You can still join a deep-tech team at FasTrackathon
There’s still time to join FasTrackathon on 16 September.
HighTechXL has added tech from TNO to create at least five potential startups. The venture building program starts with FasTrackathon, an online event bringing together all the potential founders and team members. (More than 70 people have signed up, and you can register here.)
The technology in this cohort includes:
• TNO, the Netherlands’ independent research center, has developed a novel printed image sensor technology for fingerprint detection applications that can read larger areas as well. This technology has multiple potential uses from building security to customs checks, payments and advanced security for cars. A sensor prototype is available as well as a setup to produce prototypes.
• A sub-millimeter spectral imaging camera from the European Space Agency has almost limitless potential applications. Novel sub-millimeter wavelength imaging cameras work in the terahertz frequencies, essentially looking through clothing and fabric. So, these cameras could reveal hidden weapons. Terahertz radiation has also been identified as a potentially powerful diagnostic tool for the early detection of skin cancers.
You can see all the details for all five technologies here.
Group turns to crowdfunding to save HEMA
If you, like us, like the bargains at HEMA and have been following the saga of this uniquely Dutch discounter, you can help save the company.
As we reported back in June, too much debt and the pandemic have creditors scrambling trying to save HEMA. Now, a citizens group is trying to crowdfund enough money to take a minority stake in the company in order to have a say in its future.
The citizens’ initiative believes that HEMA has become a plaything for large investment companies and wants to influence the course of affairs in the chain by acquiring a minority stake.
PvdA Senator Mei Li Vos is leading the effort to save what she terms “the store for everyone.”
Studyportals has new deal with Times Higher Education
Eindhoven-based Studyportals, which helps students wishing to study abroad choose a university, and Times Higher Education, the London-based media company that rates those unis across the globe, have a new partnership.
Basically, Studyportals will direct visitors from the THE website to the Studyportals platform for more information about specific courses run by the universities THE ranks.
Studyportals list more than 200,000 on-campus and online courses from more than 3,750 universities in 116 countries. They reported 36 million unique users in 2019.
You can read the full news release from Studyportals here.
Just how each company is monetizing this isn’t clear in the release, but we’re guessing Studyportals pays a fee for tapping into the 28 million people who come to the THE website each her.
QUICK HITS
• The overall Dutch economy has proved its resilience, shrinking only 8.5 percent in the Q1 due to the pandemic. Compare that to the United Kingdom at 20 percent, Germany at 10 percent, Italy at 12 percent, France at 14 percent and Spain at 19 percent.

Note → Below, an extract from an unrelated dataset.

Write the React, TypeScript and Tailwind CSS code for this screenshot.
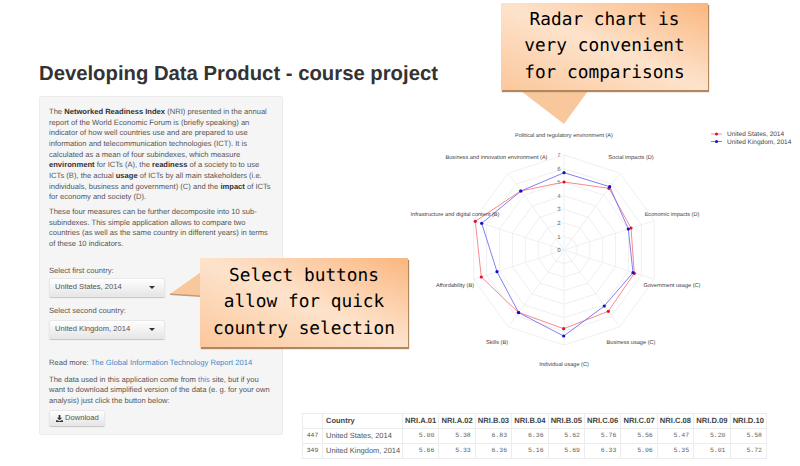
import React from 'react';

const cx = 165;
const cy = 130;
const unit = 13.57;
const labels: [string, number, number][] = [
  ['Political and regulatory environment (A)', 165, 17],
  ['Social impacts (D)', 232, 39],
  ['Economic impacts (D)', 273, 96],
  ['Government usage (C)', 273, 167],
  ['Business usage (C)', 232, 224],
  ['Individual usage (C)', 165, 246],
  ['Skills (B)', 98, 224],
  ['Affordability (B)', 56, 167],
  ['Infrastructure and digital content (B)', 56, 96],
  ['Business and innovation environment (A)', 97.5, 39],
];

const redPts = [[165, 62], [210, 68.3], [232, 108], [235.3, 153.3], [209.3, 191.3], [164.7, 208.7], [119.3, 192.3], [82.3, 157], [76.3, 101.3], [121.5, 71]];
const bluePts = [[165, 52.7], [210.7, 66.7], [229.3, 109], [234, 152.7], [205.3, 186], [164.7, 216], [119.7, 192.7], [98, 151.7], [82.7, 103.3], [122, 71]];

const ring = (r: number) =>
  Array.from({ length: 10 }, (_, i) => {
    const a = (i * Math.PI) / 5;
    return `${(cx + r * Math.sin(a)).toFixed(1)},${(cy - r * Math.cos(a)).toFixed(1)}`;
  }).join(' ');

const toLine = (pts: number[][]) => pts.map((p) => p.join(',')).join(' ');

function RadarChart() {
  return (
    <svg width="400" height="260" viewBox="0 0 400 260" className="block" style={{ fontFamily: '"Liberation Sans", Arial, sans-serif' }}>
      {[1, 2, 3, 4, 5, 6, 7].map((v) => (
        <polygon key={v} points={ring(v * unit)} fill="none" stroke="#f0f0f0" strokeWidth="1" />
      ))}
      {Array.from({ length: 10 }, (_, i) => {
        const a = (i * Math.PI) / 5;
        return (
          <line key={i} x1={cx} y1={cy} x2={cx + 95 * Math.sin(a)} y2={cy - 95 * Math.cos(a)} stroke="#f0f0f0" strokeWidth="1" />
        );
      })}
      {[0, 1, 2, 3, 4, 5, 6, 7].map((v) => (
        <text key={v} x={cx - 5} y={cy - v * unit + 2.2} fontSize="6" fill="#666" textAnchor="middle">
          {v}
        </text>
      ))}
      <polygon points={toLine(redPts)} fill="none" stroke="#f78b8e" strokeWidth="1" />
      {redPts.map((p, i) => (
        <circle key={i} cx={p[0]} cy={p[1]} r="1.6" fill="#e0102a" />
      ))}
      <polygon points={toLine(bluePts)} fill="none" stroke="#8080f4" strokeWidth="1" />
      {bluePts.map((p, i) => (
        <circle key={i} cx={p[0]} cy={p[1]} r="1.6" fill="#1010c8" />
      ))}
      {labels.map(([t, x, y]) => (
        <text key={t} x={x} y={y} fontSize="5.6" fill="#444" textAnchor="middle">
          {t}
        </text>
      ))}
      <line x1="312" y1="14" x2="323" y2="14" stroke="#f78b8e" />
      <circle cx="317.5" cy="14" r="1.5" fill="#e0102a" />
      <text x="328" y="16" fontSize="6.5" fill="#444">United States, 2014</text>
      <line x1="312" y1="21.5" x2="323" y2="21.5" stroke="#8080f4" />
      <circle cx="317.5" cy="21.5" r="1.5" fill="#1010c8" />
      <text x="328" y="23.5" fontSize="6.5" fill="#444">United Kingdom, 2014</text>
    </svg>
  );
}

function SelectButton({ label }: { label: string }) {
  return (
    <button className="flex items-center justify-between w-[116px] h-[19px] pl-[5px] pr-[9px] rounded-[2px] border border-[#e8e8e8] bg-gradient-to-b from-white to-[#e6e6e6] shadow-[0_1px_1px_rgba(0,0,0,0.2)] text-[7.6px] text-[#555]">
      <span>{label}</span>
      <span className="w-0 h-0 border-x-[3px] border-x-transparent border-t-[3px] border-t-[#333]" />
    </button>
  );
}

const headers = ['NRI.A.01', 'NRI.A.02', 'NRI.B.03', 'NRI.B.04', 'NRI.B.05', 'NRI.C.06', 'NRI.C.07', 'NRI.C.08', 'NRI.D.09', 'NRI.D.10'];
const rows = [
  { id: '447', name: 'United States, 2014', vals: ['5.00', '5.38', '6.83', '6.36', '5.62', '5.76', '5.56', '5.47', '5.20', '5.58'] },
  { id: '349', name: 'United Kingdom, 2014', vals: ['5.66', '5.33', '6.36', '5.16', '5.69', '6.33', '5.06', '5.35', '5.01', '5.72'] },
];

function DataTable() {
  return (
    <table className="border-collapse table-fixed w-[465px] text-[7.5px] text-[#555]">
      <thead>
        <tr className="h-[15px]">
          <th className="w-[20px] border border-[#ececec]" />
          <th className="w-[80px] border border-[#ececec] px-[3px] text-left font-bold text-[#444]">Country</th>
          {headers.map((h) => (
            <th key={h} className="border border-[#ececec] text-center font-bold text-[#444] text-[7.6px]">{h}</th>
          ))}
        </tr>
      </thead>
      <tbody>
        {rows.map((r) => (
          <tr key={r.id} className="h-[15px]">
            <td className="border border-[#ececec] text-center text-[6.4px] font-['Liberation_Mono',monospace]">{r.id}</td>
            <td className="border border-[#ececec] px-[3px] whitespace-nowrap">{r.name}</td>
            {r.vals.map((v, i) => (
              <td key={i} className="border border-[#ececec] pr-[4px] text-right font-['Liberation_Mono',monospace] text-[6.5px] text-[#666]">{v}</td>
            ))}
          </tr>
        ))}
      </tbody>
    </table>
  );
}

export default function App() {
  return (
    <div className="relative w-[800px] h-[466px] overflow-hidden bg-white font-['Liberation_Sans',Arial,sans-serif] [text-rendering:geometricPrecision]">
      <div className="flex">
        <div className="ml-[39px] w-[244px] pt-[62px]">
          <h1 className="text-[20.3px] leading-[24px] font-bold text-[#333] whitespace-nowrap">Developing Data Product - course project</h1>
          <div className="mt-[10px] h-[339px] rounded-[2px] border border-[#ececec] bg-[#f5f5f5] px-[9px] pt-[10px] text-[7.6px] leading-[10.65px] text-[#555]">
            <p>
              The <b className="text-[#333]">Networked Readiness Index</b> (NRI) presented in the annual report of the World Economic Forum is (briefly speaking) an indicator of how well countries use and are prepared to use information and telecommunication technologies (ICT). It is calculated as a mean of four subindexes, which measure <b className="text-[#333]">environment</b> for ICTs (A), the <b className="text-[#333]">readiness</b> of a society to to use ICTs (B), the actual <b className="text-[#333]">usage</b> of ICTs by all main stakeholders (i.e. individuals, business and government) (C) and the <b className="text-[#333]">impact</b> of ICTs for economy and society (D).
            </p>
            <p className="mt-[4px]">
              These four measures can be further decomposite into 10 sub-subindexes. This simple application allows to compare two countries (as well as the same country in different years) in terms of these 10 indicators.
            </p>
            <p className="mt-[16px]">Select first country:</p>
            <div className="mt-[2px]"><SelectButton label="United States, 2014" /></div>
            <p className="mt-[9px]">Select second country:</p>
            <div className="mt-[3px]"><SelectButton label="United Kingdom, 2014" /></div>
            <p className="mt-[19px]">
              Read more: <span className="text-[#3b8ccb]">The Global Information Technology Report 2014</span>
            </p>
            <p className="mt-[6px]">
              The data used in this application come from <span className="text-[#3b8ccb]">this</span> site, but if you want to download simplified version of the data (e. g. for your own analysis) just click the button below:
            </p>
            <button className="mt-[4px] flex items-center gap-[2px] w-[56px] h-[16px] px-[6px] rounded-[2px] border border-[#e8e8e8] bg-gradient-to-b from-white to-[#e6e6e6] shadow-[0_1px_1px_rgba(0,0,0,0.2)] text-[7.6px] text-[#555]">
              <svg width="7" height="7" viewBox="0 0 8 8" className="shrink-0">
                <path d="M3 0h2v3h2L4 6 1 3h2z M0 6h1.5L4 7l2.5-1H8v2H0z" fill="#333" />
              </svg>
              Download
            </button>
          </div>
        </div>
        <div className="ml-[19px] flex-1">
          <div className="ml-[97px] mt-[120px]">
            <RadarChart />
          </div>
          <div className="mt-[33px]">
            <DataTable />
          </div>
        </div>
      </div>

      <div className="absolute left-[170px] top-[258px] w-[238px] h-[91px]">
        <svg className="absolute left-0 top-[12px]" width="32" height="40" viewBox="0 0 32 40">
          <polygon points="31,2 0,24 31,26" fill="#f9c79c" />
          <polygon points="0,23.5 31,25.5 31,27 0,25" fill="#c49a75" />
        </svg>
        <div className="absolute left-[30px] top-0 w-[208px] h-[89px] flex flex-col items-center justify-center bg-gradient-to-bl from-[#fab67e] via-[#fde3cc] to-[#fbc79b] shadow-[1px_2px_1px_#b0875f] font-['DejaVu_Sans_Mono',monospace] text-[17.8px] leading-[26.3px] text-black">
          <div>Select buttons</div>
          <div>allow for quick</div>
          <div>country selection</div>
        </div>
      </div>

      <div className="absolute left-[501px] top-[3px] w-[209px] h-[122px]">
        <svg className="absolute left-0 top-[86px]" width="100" height="36" viewBox="0 0 100 36">
          <polygon points="20,2 87,2 63,35" fill="#f9c79c" />
        </svg>
        <div className="absolute left-0 top-0 w-[207px] h-[87px] flex flex-col items-center justify-center bg-gradient-to-bl from-[#fab67e] via-[#fde3cc] to-[#fbc79b] shadow-[1px_2px_1px_#b0875f] font-['DejaVu_Sans_Mono',monospace] text-[17.8px] leading-[26.3px] text-black">
          <div>Radar chart is</div>
          <div>very convenient</div>
          <div>for comparisons</div>
        </div>
      </div>
    </div>
  );
}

• Technical University of Eindhoven is dedicating 10 million euros to create a sustainable energy institute. The focus area will be production and use of sustainable energy carriers such as hydrogen, ammonia, metal powder and renewable carbon fuels including methanol.
• Researchers at TU/e also used a tiny tentacled marine creature as inspiration for a centimeter-scale robot that is powered by magnets and light.